Going into this State of Emergency we want to ask that everyone involved – from the Mayor, to the City Council, to providers, to houseles people, and everyone – use this State of Emergency to the benefit of our community, not harm. This means…
The State of Emergency must not be used to further criminalize people.
- Sweeps and camping ban enforcement must not be used to push people to sites like SOS or tiny home village sites. If these sites are set up and people prefer to live in these sanctioned camps than in street camps, then great, they should be able to live there. But if people are pushed into these sites just to get away from police harassment and constant sweeps on the streets, this is not a true choice of wanting to live in these sites.
- Sweeps and camping ban enforcement should not be used to hide people by pushing them to far out, hidden areas, shelters, out of town, or jail in order to create the appearance that houselessness is decreasing.
- The Street Enforcement Team should be disbanded to stop the increased harassment of houseless people sleeping on the streets which is a significant City tool of criminalization.
- Criminalization of people who use drugs must not be ramped up as a means to further demonize, incarcerate, and kill off houseless people who use drugs.
- No effort to use involuntary mental health commitments, forced mental health treatment should be instituted. Any movement in this direction to give unconstitutional authority to enforcers to decide when someone needs mental health treatment and force them into treatment will be a non-starter for this whole State of Emergency effort.
- The use of police to harass (and even arrest) houseless advocates, mutual aid supporters, and people sharing food with houseless people must be stopped. Community members advocating for and supporting houseless people must be supported in this work, not harassed and arrested for sharing food and saving lives.
- Hate groups like “Citizens for a Clean and Safe Denver” must be recognized as hate groups. The active partnership between them and City/police, including members riding along with police at sweeps and the prioritization of encampments to sweep based on their calls to the City, must be stopped.
The State of Emergency must not be used only for visible houseless people on the streets, but must include people in shelters, or other situations without housing.
- As of now, the Mayor’s plan is only to secure housing for visible houseless people on the streets and he leaves out people in shelters or other houseless situations entirely. This is not OK. People in shelters need housing just as much as people on the streets. To only prioritize housing for people on the streets is a clear sign this is only about optics, not housing for all in most need.
- New housing opportunities created should include people in shelters.
- Addressing horrific conditions and rules in shelters should be part of the actions taken in this State of Emergency.
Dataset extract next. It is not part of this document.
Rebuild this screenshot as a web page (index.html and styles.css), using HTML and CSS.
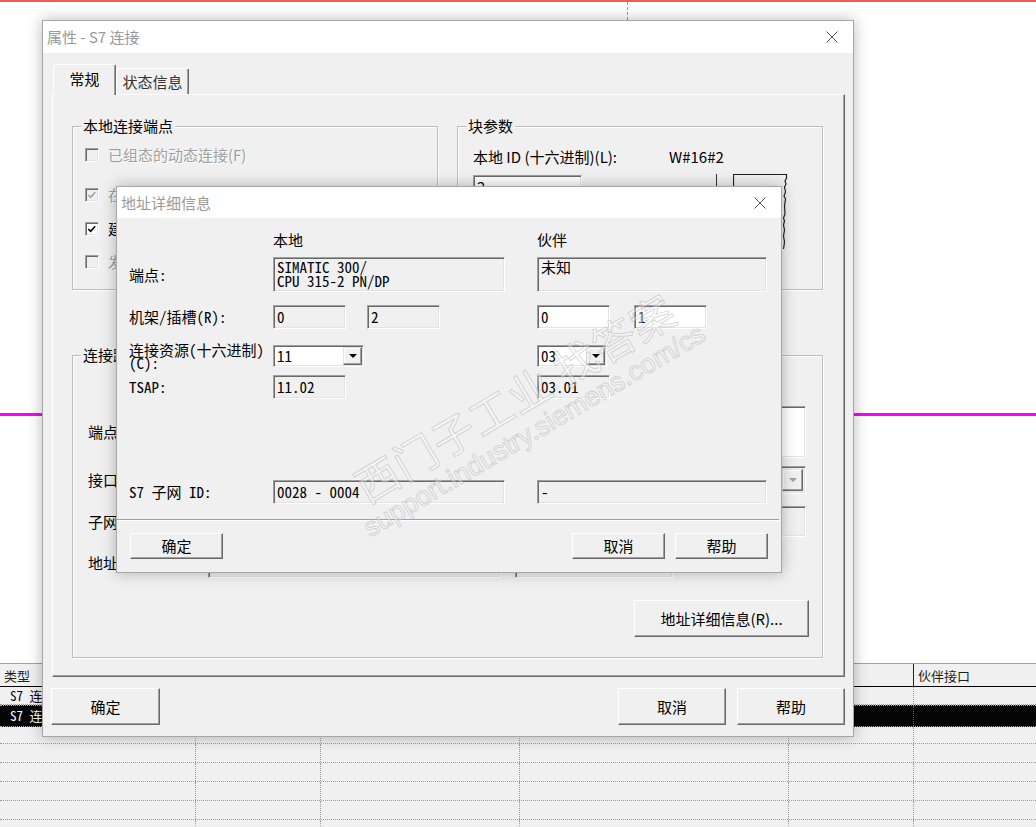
FILE: index.html
```html
<!DOCTYPE html>
<html lang="zh-CN">
<head>
<meta charset="utf-8">
<title>属性 - S7 连接</title>
<link rel="stylesheet" href="styles.css">
</head>
<body>
<div class="desktop">
  <div class="canvas">
    <div class="dash-v"></div>
    <div class="magenta"></div>
  </div>
  <div class="list">
    <div class="lrow lhead"><div>类型</div><div>活动连接建立</div><div>发送操作模式消息</div><div>本地接口</div><div>子网</div><div>伙伴接口</div></div>
    <div class="lrow r1"><div>S7 连接</div><div></div><div></div><div></div><div></div><div></div></div>
    <div class="lrow sel"><div>S7 连接</div><div></div><div></div><div></div><div></div><div></div></div>
    <div class="lrow r3"><div></div><div></div><div></div><div></div><div></div><div></div></div>
    <div class="lrow"><div></div><div></div><div></div><div></div><div></div><div></div></div>
    <div class="lrow"><div></div><div></div><div></div><div></div><div></div><div></div></div>
    <div class="lrow"><div></div><div></div><div></div><div></div><div></div><div></div></div>
    <div class="lrow"><div></div><div></div><div></div><div></div><div></div><div></div></div>
    <div class="lrow"><div></div><div></div><div></div><div></div><div></div><div></div></div>
  </div>
</div>

<div class="win outer">
  <div class="titlebar"><span class="title">属性 - S7 连接</span><svg class="x" width="12" height="12" viewBox="0 0 12 12"><path d="M0.5 0.5L11.5 11.5M11.5 0.5L0.5 11.5" stroke="#555" stroke-width="1" fill="none"/></svg></div>
  <div class="ob">
    <div class="tabs"><div class="tab active">常规</div><div class="tab">状态信息</div></div>
    <div class="panel">
      <div class="groups">
        <div class="group g-local">
          <span class="legend">本地连接端点</span>
          <div class="chk dis c1"><span class="cb"></span><span>已组态的动态连接(F)</span></div>
          <div class="chk dis c2"><span class="cb"><svg viewBox="0 0 13 13"><path d="M2.5 6.5l2.5 2.5 5-5.5" stroke="#a0a0a0" stroke-width="1.8" fill="none"/></svg></span><span>在一端(O)</span></div>
          <div class="chk c3"><span class="cb on"><svg viewBox="0 0 13 13"><path d="M2.5 6.5l2.5 2.5 5-5.5" stroke="#000" stroke-width="1.8" fill="none"/></svg></span><span>建立激活的连接(A)</span></div>
          <div class="chk dis c4"><span class="cb"></span><span>发送工作模式消息(S)</span></div>
        </div>
        <div class="group g-block">
          <span class="legend">块参数</span>
          <div class="brow"><span class="blbl">本地 ID (十六进制)(L):</span><span>W#16#2</span></div>
          <div class="brow2">
            <div class="fld w bid">2</div>
            <div class="vline"></div>
            <svg class="blk" width="56" height="75" viewBox="0 0 56 75"><path d="M0.5 75V0.5H53.5V4L52 7L53 10L51.5 13L52.5 18L51 22L52.5 25L51.5 32L52 40L50.5 44L51.5 47L50.5 51L51.5 56L50.5 62L51.5 68L50.5 75" stroke="#222" stroke-width="1.2" fill="#f0f0f0"/></svg>
          </div>
        </div>
        <div class="group g-path">
          <span class="legend">连接路径</span>
          <div class="prow phdr"><span></span><span>本地</span><span>伙伴</span></div>
          <div class="prow p-ep"><span>端点:</span><div class="fld"></div><div class="fld w"></div></div>
          <div class="prow p-if"><span>接口:</span><div class="fld dd"><span class="drop dis"><i></i></span></div><div class="fld dd"><span class="drop dis"><i></i></span></div></div>
          <div class="prow p-sub"><span>子网:</span><div class="fld"></div><div class="fld"></div></div>
          <div class="prow p-addr"><span>地址:</span><div class="fld"></div><div class="fld short"></div></div>
          <div class="pbtn"><div class="btn big">地址详细信息(R)...</div></div>
        </div>
      </div>
    </div>
    <div class="obtns"><div class="btn ok">确定</div><span class="grow"></span><div class="btn cn">取消</div><div class="btn cn">帮助</div></div>
  </div>
</div>

<div class="win inner">
  <div class="titlebar"><span class="title">地址详细信息</span><svg class="x" width="12" height="12" viewBox="0 0 12 12"><path d="M0.5 0.5L11.5 11.5M11.5 0.5L0.5 11.5" stroke="#555" stroke-width="1" fill="none"/></svg></div>
  <div class="ib">
    <div class="irow hdr"><span></span><span>本地</span><span>伙伴</span></div>
    <div class="irow r-ep"><span>端点:</span><div class="fld ml">SIMATIC 300/<br>CPU 315-2 PN/DP</div><div class="fld ml">未知</div></div>
    <div class="irow r-rack"><span>机架/插槽(R):</span><div class="pair"><div class="fld s">0</div><div class="fld s">2</div></div><div class="pair p2"><div class="fld s w">0</div><div class="fld s w">1</div></div></div>
    <div class="irow r-res"><span class="two">连接资源(十六进制)<br>(C):</span><div><div class="fld w combo cl"><span>11</span><span class="drop"><i></i></span></div></div><div><div class="fld w combo cp"><span>03</span><span class="drop"><i></i></span></div></div></div>
    <div class="irow r-tsap"><span>TSAP:</span><div><div class="fld s">11.02</div></div><div><div class="fld s">03.01</div></div></div>
    <div class="irow r-sub"><span>S7 子网 ID:</span><div class="fld">0028 - 0004</div><div class="fld">-</div></div>
    <div class="sep"></div>
    <div class="ibtns"><div class="btn">确定</div><span class="grow"></span><div class="btn">取消</div><div class="btn">帮助</div></div>
    <div class="wm"><div class="wm1">西门子工业 找答案</div><div class="wm2">support.industry.siemens.com/cs</div></div>
  </div>
</div>
</body>
</html>
```

FILE: styles.css
```css
* { box-sizing: border-box; }
html, body { margin: 0; }
body {
  width: 1036px; height: 827px; overflow: hidden; position: relative;
  background: #fff; color: #000;
  font-family: "Noto Sans CJK SC", "Liberation Sans", sans-serif;
  font-size: 15px; line-height: 20px;
}

/* background canvas */
.desktop { display: flex; flex-direction: column; height: 827px; }
.canvas { flex: none; position: relative; height: 663px; border-top: 2px solid #f45a5a; background: #fff; }
.dash-v { position: absolute; left: 627px; top: 0; height: 18px; border-left: 1px dashed #9a9a9a; }
.magenta { position: absolute; left: 0; right: 0; top: 411px; height: 3px; background: #ff00ff; }

.list { flex: 1; min-height: 0; overflow: hidden; background: #f0f0f0; font-family: "Noto Sans Mono CJK SC", "Liberation Mono", "Noto Sans CJK SC", monospace; font-size: 13px; }
.lrow { display: grid; grid-template-columns: 196px 125px 199px 269px 125px 1fr; height: 19px; border-bottom: 1px dotted #9a9a9a; }
.lrow > div { border-right: 1px dotted #9a9a9a; padding-left: 10px; line-height: 18px; white-space: nowrap; overflow: hidden; }
.lrow > div:last-child { border-right: none; }
.lhead { height: 24px; border-top: 1px solid #a0a0a0; border-bottom: 1px solid #000; font-family: "Noto Sans CJK SC", sans-serif; color: #222; }
.lhead > div { border-right: 1px solid #222; padding: 3px 0 0 4px; }
.lrow.r1 { height: 18px; }
.lrow.sel { height: 22px; background: #050505; color: #fff; border-top: 1px dotted #aaa; border-bottom: 1px dotted #aaa; }
.lrow.sel > div { border-right-color: #666; line-height: 19px; }
.lrow.r3 { height: 17px; }

/* windows */
.win { position: absolute; background: #f0f0f0; border: 1px solid #a6a6a6; box-shadow: 0 0 14px rgba(0,0,0,0.28); display: flex; flex-direction: column; }
.outer { left: 42px; top: 20px; width: 812px; }
.inner { left: 116px; top: 186px; width: 666px; }
.titlebar { display: flex; align-items: center; background: #fff; height: 32px; padding-left: 4px; }
.inner .titlebar { height: 31px; }
.title { color: #999; font-size: 15px; }
.x { margin-left: auto; margin-right: 15px; }

/* buttons */
.btn {
  display: flex; align-items: center; justify-content: center;
  background: #f0f0f0; border: 1px solid; border-color: #fff #696969 #696969 #fff;
  box-shadow: inset -1px -1px 0 #a0a0a0;
}
.grow { flex: 1; }

/* outer body */
.ob { padding: 11px 8px 11px 8px; display: flex; flex-direction: column; }
.tabs { display: flex; align-items: flex-end; height: 30px; padding-left: 2px; position: relative; z-index: 1; }
.tab {
  width: 73px; height: 26px; display: flex; align-items: center; justify-content: center;
  border: 1px solid; border-bottom: none; border-color: #fff #696969 transparent #fff;
  border-radius: 2px 2px 0 0; color: #333; background: #f0f0f0;
  box-shadow: inset -1px 0 0 #a0a0a0;
}
.tab.active { width: 63px; height: 31px; margin-bottom: -1px; color: #000; padding-bottom: 2px; }
.panel {
  margin-left: 1px; border: 1px solid; border-color: #fff #696969 #696969 #fff;
  box-shadow: inset -1px -1px 0 #a0a0a0;
  padding: 31px 21px 18px 19px;
}
.groups { display: grid; grid-template-columns: 366px 366px; column-gap: 19px; row-gap: 65px; }
.group { border: 1px solid #bdbdbd; box-shadow: inset 1px 1px 0 #fff, 1px 1px 0 #fff; display: flex; flex-direction: column; }
.g-local, .g-block { height: 164px; }
.g-path { grid-column: 1 / 3; height: 303px; padding: 0 13px 0 15px; }
.legend { display: block; width: max-content; margin: -11px 0 0 8px; padding: 0 2px; background: #f0f0f0; height: 20px; line-height: 20px; }
.g-path .legend { margin-left: -7px; }

.chk { display: flex; align-items: center; height: 20px; margin-left: 12px; gap: 9px; }
.chk.c1 { margin-top: 9px; }
.chk.c2 { margin-top: 20px; }
.chk.c3 { margin-top: 14px; }
.chk.c4 { margin-top: 13px; }
.chk.dis { color: #a0a0a0; text-shadow: 1px 1px 0 #fff; }
.cb {
  width: 14px; height: 14px; flex: none; background: #f0f0f0;
  border: 1px solid; border-color: #a0a0a0 #fff #fff #a0a0a0;
  box-shadow: inset 1px 1px 0 #696969, inset -1px -1px 0 #e3e3e3;
  display: flex;
}
.cb.on { background: #fff; }
.cb svg { width: 12px; height: 12px; }

.brow { display: flex; margin: 11px 0 0 15px; }
.blbl { width: 196px; }
.brow2 { display: flex; align-items: flex-start; margin: 8px 0 0 15px; }
.bid { width: 109px; height: 24px; padding-left: 4px; }
.vline { width: 1px; height: 60px; background: #333; margin-left: 134px; margin-top: -1px; }
.blk { margin-left: 16px; margin-top: -1px; display: block; }

/* fields */
.fld {
  background: #f0f0f0; border: 1px solid; border-color: #a0a0a0 #fff #fff #a0a0a0;
  box-shadow: inset 1px 1px 0 #696969, inset -1px -1px 0 #e3e3e3;
  display: flex; align-items: center; padding-left: 3px; white-space: nowrap;
}
.fld.w { background: #fff; }

.prow { display: grid; grid-template-columns: 120px 293px 14px 291px; align-items: center; }
.prow > :nth-child(3) { grid-column: 4; }
.phdr { margin-top: 10px; height: 20px; }
.p-ep { margin-top: 11px; height: 52px; }
.p-ep .fld { height: 52px; }
.p-if { margin-top: 8px; height: 28px; }
.p-if .fld { height: 28px; }
.p-sub { margin-top: 12px; height: 31px; }
.p-sub .fld { height: 31px; }
.p-addr { margin-top: 11px; height: 30px; }
.p-addr .fld { height: 30px; }
.p-addr .fld.short { width: 158px; }
.pbtn { display: flex; justify-content: flex-end; margin-top: 22px; }
.btn.big { width: 175px; height: 37px; }
.dd { justify-content: flex-end; padding: 2px; }

.drop {
  width: 19px; height: 18px; margin-left: auto; display: flex; align-items: center; justify-content: center;
  background: #f0f0f0; border: 1px solid; border-color: #e3e3e3 #696969 #696969 #e3e3e3;
  box-shadow: inset -1px -1px 0 #a0a0a0, inset 1px 1px 0 #fff;
}
.drop i { width: 0; height: 0; border-left: 4px solid transparent; border-right: 4px solid transparent; border-top: 4px solid #000; }
.drop.dis { height: 22px; width: 21px; }
.drop.dis i { border-top-color: #a0a0a0; }

.obtns { display: flex; margin-top: 11px; gap: 11px; height: 37px; }
.obtns .ok { width: 109px; }
.obtns .cn { width: 108px; }

/* inner dialog body */
.ib {
  position: relative; padding: 14px 13px 13px 12px;
  font-family: "Noto Sans Mono CJK SC", "Liberation Mono", "Noto Sans CJK SC", monospace; font-size: 15px;
}
.irow { display: grid; grid-template-columns: 144px 232px 32px 230px; align-items: center; }
.irow > :nth-child(3) { grid-column: 4; }
.hdr { height: 16px; line-height: 16px; }
.r-ep { margin-top: 9px; }
.r-ep .fld { height: 35px; align-items: flex-start; padding-top: 2px; line-height: 14px; }
.r-rack { margin-top: 13px; }
.pair { display: flex; gap: 21px; }
.pair.p2 { gap: 24px; }
.fld.s { width: 73px; height: 24px; line-height: 16px; }
.r-res { margin-top: 14px; height: 26px; }
.two { line-height: 13px; }
.combo { height: 22px; padding: 0 1px 0 3px; }
.combo.cl { width: 91px; }
.combo.cp { width: 70px; }
.r-tsap { margin-top: 6px; }
.r-sub { margin-top: 81px; }
.r-sub .fld { height: 24px; }
.sep { margin: 15px -11px 0 -12px; height: 2px; border-top: 1px solid #a0a0a0; border-bottom: 1px solid #fff; }
.ibtns { display: flex; margin-top: 12px; gap: 10px; height: 26px; padding-left: 1px; }
.ibtns .btn { width: 93px; }

.wm {
  position: absolute; left: 405px; top: 192px; transform: translate(-50%, -50%) rotate(-30.5deg);
  text-align: center; pointer-events: none; white-space: nowrap;
  color: rgba(255,255,255,0.4); -webkit-text-stroke: 1px rgba(170,170,170,0.45);
}
.wm1 { font-family: "Noto Sans CJK SC", sans-serif; font-size: 43px; line-height: 48px; letter-spacing: 1px; }
.wm2 { font-family: "Liberation Sans", sans-serif; font-size: 27px; line-height: 32px; }
```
The State of Emergency must be used to create real, lasting, new housing options, not just temporary non-housing or existing low income housing used.
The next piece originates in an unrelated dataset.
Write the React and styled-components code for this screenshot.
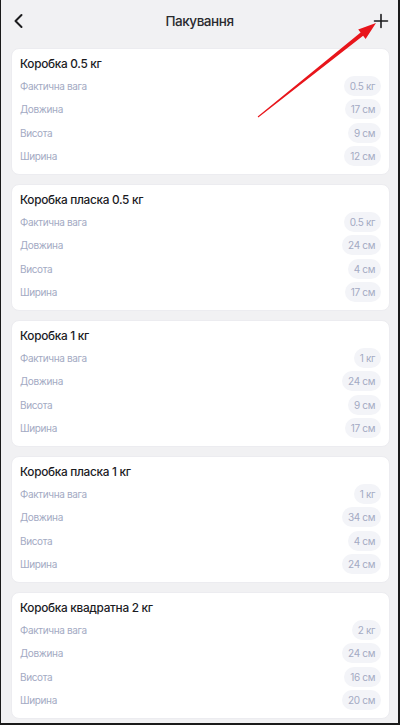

- SOS camps, Tiny Home Villages, Safe Outdoor Parking sites, and hotel shelters cannot count as housing. These living spaces are designated as “non-congregate shelter”, not housing. While they do have the vital element of having private space, they do not have amenities (bathroom, water, etc), tenants rights, and are run like shelters with strict rules and staffing. In most cases, they are not permanent. From our housing survey with 828 houseless people “Pipe Dreams and Picket Fences’ ‘ respondents overwhelmingly preferred real housing with amenities and rights, to these types of living sites. While many people do prefer these sites to the streets or congregate shelters, they do not prefer them to real housing. Furthermore, some people prefer the streets to these controlled sites, while they do want real housing. People cannot be forced, pushed into living in one of these sites – but rather energy should be put toward creating the kind of real housing people want.
- Rapid Rehousing cannot count as housing toward meeting the “1000 people housed”. Rapid Rehousing is not permanent, often lasting only a year or less. While some people can use this temporary financial support to secure employment that can pay for ongoing rent, this is not possible for many people (given the price of rent). Far too many people who get rapid rehousing, lead back on the streets when the financial support runs up.
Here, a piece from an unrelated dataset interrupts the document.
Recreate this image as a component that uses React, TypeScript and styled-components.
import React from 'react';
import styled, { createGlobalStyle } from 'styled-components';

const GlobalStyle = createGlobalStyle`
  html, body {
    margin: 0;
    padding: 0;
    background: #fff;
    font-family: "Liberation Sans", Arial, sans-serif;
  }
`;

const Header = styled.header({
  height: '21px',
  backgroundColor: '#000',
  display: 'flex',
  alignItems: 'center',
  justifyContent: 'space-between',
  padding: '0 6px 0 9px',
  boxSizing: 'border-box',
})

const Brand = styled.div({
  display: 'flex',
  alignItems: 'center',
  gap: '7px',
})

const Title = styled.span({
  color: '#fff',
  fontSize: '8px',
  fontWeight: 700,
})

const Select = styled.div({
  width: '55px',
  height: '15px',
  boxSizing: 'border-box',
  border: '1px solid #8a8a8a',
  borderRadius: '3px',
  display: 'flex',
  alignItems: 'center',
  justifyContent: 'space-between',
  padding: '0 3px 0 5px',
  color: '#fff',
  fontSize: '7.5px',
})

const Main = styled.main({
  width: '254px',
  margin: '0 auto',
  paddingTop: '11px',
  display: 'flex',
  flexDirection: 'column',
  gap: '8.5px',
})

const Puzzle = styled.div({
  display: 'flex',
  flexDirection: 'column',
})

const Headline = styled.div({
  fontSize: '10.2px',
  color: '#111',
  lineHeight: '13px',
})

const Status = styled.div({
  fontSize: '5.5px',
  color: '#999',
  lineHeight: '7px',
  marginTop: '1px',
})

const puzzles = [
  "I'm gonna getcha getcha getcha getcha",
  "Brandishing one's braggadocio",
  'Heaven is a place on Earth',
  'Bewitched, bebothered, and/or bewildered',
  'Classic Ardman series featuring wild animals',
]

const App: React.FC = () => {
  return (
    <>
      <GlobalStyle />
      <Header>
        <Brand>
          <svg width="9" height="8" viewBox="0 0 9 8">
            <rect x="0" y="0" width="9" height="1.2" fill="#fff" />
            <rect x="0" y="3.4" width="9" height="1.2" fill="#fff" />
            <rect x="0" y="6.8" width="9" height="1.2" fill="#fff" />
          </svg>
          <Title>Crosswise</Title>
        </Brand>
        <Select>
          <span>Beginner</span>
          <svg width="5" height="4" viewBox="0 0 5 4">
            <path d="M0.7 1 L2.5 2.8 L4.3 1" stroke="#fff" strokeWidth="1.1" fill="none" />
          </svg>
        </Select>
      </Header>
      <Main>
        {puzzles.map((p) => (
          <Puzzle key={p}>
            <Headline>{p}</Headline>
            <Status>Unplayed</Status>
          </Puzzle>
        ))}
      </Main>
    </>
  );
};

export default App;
- Anyone housed in existing low-income housing cannot count to meeting “1000 people housed.” These housing options, mostly through non-profit provider housing, already are filled when openings come up through existing waitlists of houseless people. Furthermore, anyone housed through existing housing vouchers cannot count toward the 1000 person goal as these already existed and houseless people wait years to have their name chosen for one of these existing vouchers. Denver’s 2022 “Housing Surge” (funded primarily by the federal government), which claimed a success of housing 359 households in 100 days, is a prime example of what the Mayor’s State of Emergency plan for 1000 people housed must not be. When you break down the numbers, only 22 of these housing connections made were new long term housing (in this case through lifetime vouchers) that did not previously exist in Denver. You can read the full breakdown and analysis here). This same PR method of counting existing housing or non-housing as new housing toward a goal to be credited to the City cannot be repeated in this State of Emergency. This does not contribute toward a goal of ending homelessness. It contributes toward a goal of saving face to sound like something is being done to create housing, when in fact it is not.
- One method to create new low-income lasting real housing options in a short amount of time is City Master Leasing. This would entail the City leasing apartments off the private market and then subleasing the units to houseless people at 1//3 of their income. This is a means of utilizing existing housing stock built for the rich, to become housing for the poor. No construction time is required and the housing search process is streamlined to get houseless people in units fast.
The State of Emergency must be used to create desired housing success for newly housed residents, not quick push into housing with no transition support.
- This push to housing 1000 people must not be just to put people in housing and check mark your success. People moving from houselessness into housing usually need assistance with a number of elements of this transition including the housing search, paperwork, transportation, furniture, cleaning supplies, social support, and other things. Existing case managers are overworked and not supported in providing this needed support to newly housed people. Additional trained case managers and/or a new well trained transition support team with access to needed resources should be instituted to make this 1000 person housing goal a success for the newly housed people, not just the numbers on the book.
We are in fact in a State of Emergency. But the State of Emergency is not just one of rich people not wanting to see poor people, it is one of poor people needing housing with real lasting affordability, proper amenities, autonomy, and other support. May we use this declaration to create this housing, not criminalize and hide poverty.